I mean, I think that that...
I mean, it's like Siegfried's death, right, in the Ring Cycle or Siegfried.
It's similar.
It's very similar, in fact.
And what I would argue is that the Apollonian would say no, right?
We want to show our greatest works of art.
And I think that artists can work in any genre and all genres.
Our greatest works of art will be works showing triumph.
Showing victory over our enemies, right?
There's a wonderful, probably the greatest example of this is Apollo slaying Python, right?
Or Jupiter overthrowing Saturn.
So those things where we depict Arian figures defeating Semitic figures is essentially what I'm saying.
Are the most important works to us, and those will be the most valuable.
I'm talking to you artists now, and I'm talking to whoever, appreciators of art, to give you kind of criteria to evaluate art.

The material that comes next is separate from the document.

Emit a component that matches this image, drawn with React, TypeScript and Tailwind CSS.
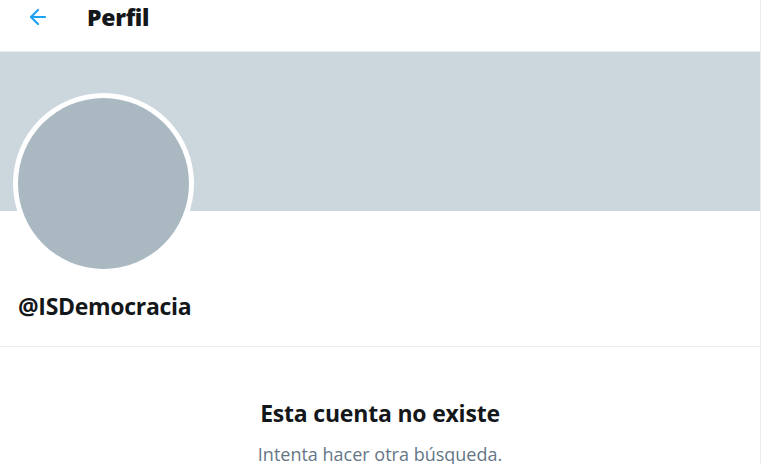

The other thing I would say is that, you know, that's not to say, look, tragedy may have some value, but tragedy...
Certainly does.
Yeah, but it should be encoded.
Because I think that what happens often in Jewish works where they depict tragedy is that it's not really a tragedy.
It's a tragedy for Aryans.
But the thing is so encoded that it has an esoteric message essentially saying that the Jew prevailed or whatever.

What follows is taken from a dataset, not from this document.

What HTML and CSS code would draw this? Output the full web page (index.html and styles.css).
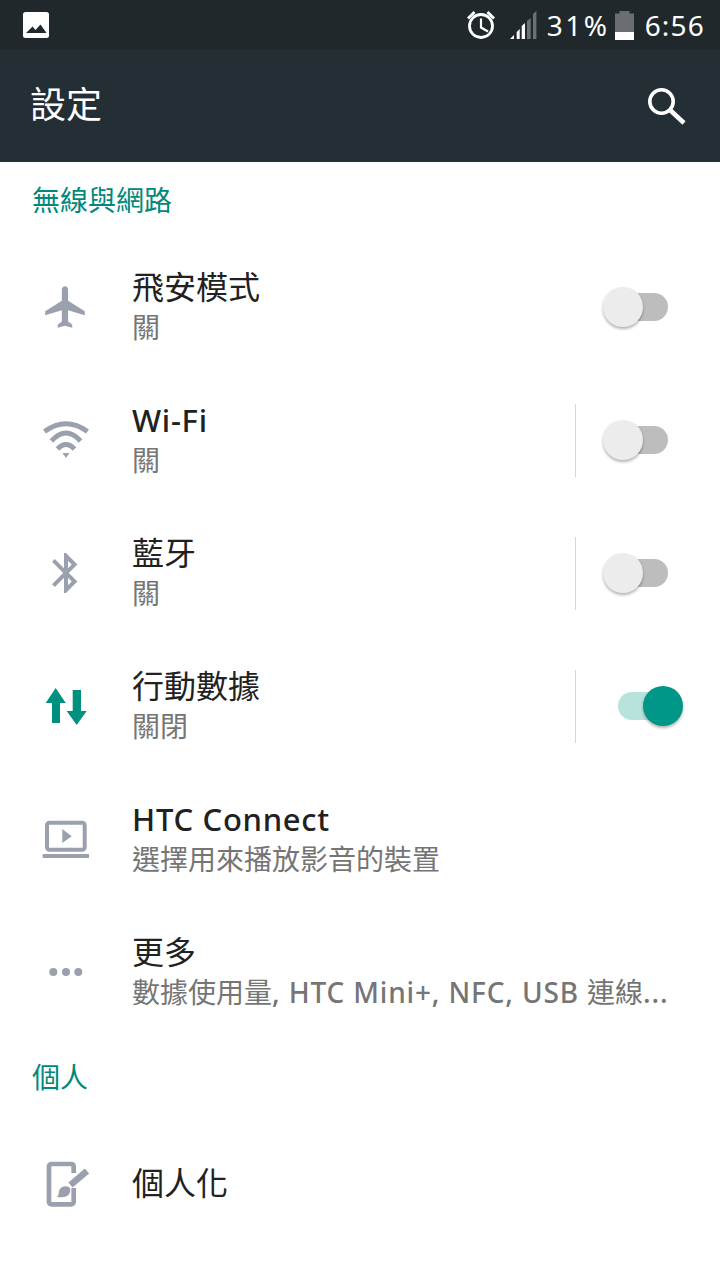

And so I think that if you are going to depict tragedy...
The audience has to be an informed, intelligent audience, right?
So it just doesn't end up being kind of a depressive thing.
And that's one of the things that we have to cultivate.
We have to cultivate minds, right, so that they can appreciate art in a way where they understand an encoded message.
And they say, yeah, that thing is actually fucking completely badass.
But in general, I think that tales of triumph are the most valuable thing to us.
And I would use the Bible as an example.
It's the one sort of consistent theme and note, much to its credit, that runs through that work is the triumph of the Jews.
Art is a prophecy, right?
Apollo, the god of art, is a prophet as well.
We have to create prophecies through art.
And that's it.
That's effectively what Jews have done through their biblical works.